Common defenses that work in both systems

Suppression motions are effective tools in both federal and state cases. Defendants can challenge wiretaps, search warrants, and warrantless searches. Defendants can dispute “drug-code” interpretations under the Rules of Evidence, demand corroboration of testimony from government cooperators, and press lab testing issues. The scope of an alleged conspiracy can always be attacked by showing a defendant’s lack of knowledge or involvement.

Sentencing: why federal time is different

Mandatory minimums in drug charges under §§ 841(b) and 960(b) set high minimum prison sentences that are tied to drug type and quantity. An enhancement under 21 U.S.C. § 851 can raise those floors with qualifying prior convictions, but the First Step Act tightened what counts as a “serious drug felony.” Each element is contestable. Safety valve and cooperating with the government are the only ways a defendant can avoid mandatory minimum sentences once they have been charged. 

The Guidelines drive the sentencing range in federal drug cases, a significant difference from states without guidelines or with their own guidelines system. The Guidelines calculate a recommended sentence based on: drug quantity and purity, role, weapons, maintaining a drug premises, and criminal history. States often offer diversion, probation, or parole that do not exist federally. Early plea structuring in federal court therefore matters more: charge bargaining to avoid § 851 filings, stipulating to mixture instead of “actual” or “ice,” and preserving safety-valve eligibility change outcomes before a judge ever calculates a range.

What to do if your state case might “go federal”

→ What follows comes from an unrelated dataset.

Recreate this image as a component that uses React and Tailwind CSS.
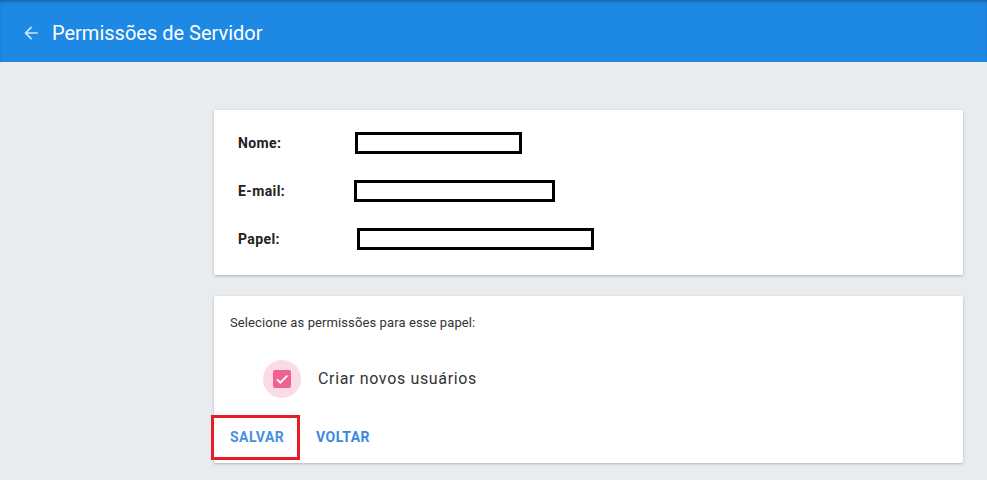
import React from 'react'

function Redacted({ w }) {
  return <div className="h-[22px] border-[3px] border-black bg-white" style={{ width: w }} />
}

export default function App() {
  return (
    <div className="min-h-[480px] bg-[#e9ecef] font-['Roboto',sans-serif]">
      {/* Top bar */}
      <header className="h-[62px] bg-[#1e88e5] flex items-center pl-[21px] pt-[4px] shadow-[inset_0_3px_3px_-1px_rgba(0,0,0,0.25)]">
        <svg width="20" height="20" viewBox="0 0 24 24" className="text-[#cfe5fb]">
          <path d="M20 11H7.83l5.59-5.59L12 4l-8 8 8 8 1.41-1.41L7.83 13H20v-2z" fill="currentColor" />
        </svg>
        <h1 className="ml-[11px] text-white text-[20px] font-normal">Permissões de Servidor</h1>
      </header>

      <main className="pl-[214px] pr-[24px] pt-[48px] flex flex-col gap-[21px]">
        {/* Info card */}
        <section className="bg-white rounded-[2px] shadow-[0_1px_3px_rgba(0,0,0,0.25)] h-[165px] pl-[24px] pt-[22px] flex flex-col gap-[26px]">
          <div className="flex items-center h-[22px]">
            <span className="w-[117px] text-[14px] font-bold tracking-[0.4px] text-[#212121]">Nome:</span>
            <Redacted w={167} />
          </div>
          <div className="flex items-center h-[22px]">
            <span className="w-[116px] text-[14px] font-bold tracking-[0.4px] text-[#212121]">E-mail:</span>
            <Redacted w={201} />
          </div>
          <div className="flex items-center h-[22px]">
            <span className="w-[119px] text-[14px] font-bold tracking-[0.4px] text-[#212121]">Papel:</span>
            <Redacted w={237} />
          </div>
        </section>

        {/* Permissions card */}
        <section className="bg-white rounded-[2px] shadow-[0_1px_3px_rgba(0,0,0,0.25)] h-[167px]">
          <p className="pl-[16px] pt-[17px] text-[13px] tracking-[0.1px] text-[#333]">Selecione as permissões para esse papel:</p>
          <label className="flex items-center ml-[49px] mt-[27px]">
            <span className="w-[38px] h-[38px] rounded-full bg-[#fadbe6] flex items-center justify-center">
              <span className="w-[18px] h-[18px] rounded-[2px] bg-[#f06292] flex items-center justify-center">
                <svg width="16" height="16" viewBox="0 0 24 24">
                  <path d="M4.5 12.5l5 5L20 7" stroke="white" strokeWidth="2.8" fill="none" />
                </svg>
              </span>
            </span>
            <span className="ml-[17px] text-[16px] text-[#333] tracking-[0.65px]">Criar novos usuários</span>
          </label>
          <div className="flex items-center mt-[17px]">
            <button className="ml-[-3px] w-[89px] h-[45px] border-[3px] border-[#e81c24] pl-[16px] text-left text-[14px] font-bold text-[#4a8fe0] tracking-[0.5px]">SALVAR</button>
            <button className="ml-[16px] text-[14px] font-bold text-[#3d86e0] tracking-[0.5px]">VOLTAR</button>
          </div>
        </section>
      </main>
    </div>
  )
}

If you believe your state case may “go federal,”  move fast. Preserve all videos and radio traffic in your case or have your attorney do it. Demand lab data packages and device-search protocols. Map the investigation team to see if federal agents or task-force officers were involved. Do not make any admissions in state court or to state law enforcement officials. If the case is likely to be adopted federally, you should consult with an attorney experienced in federal drug cases specifically.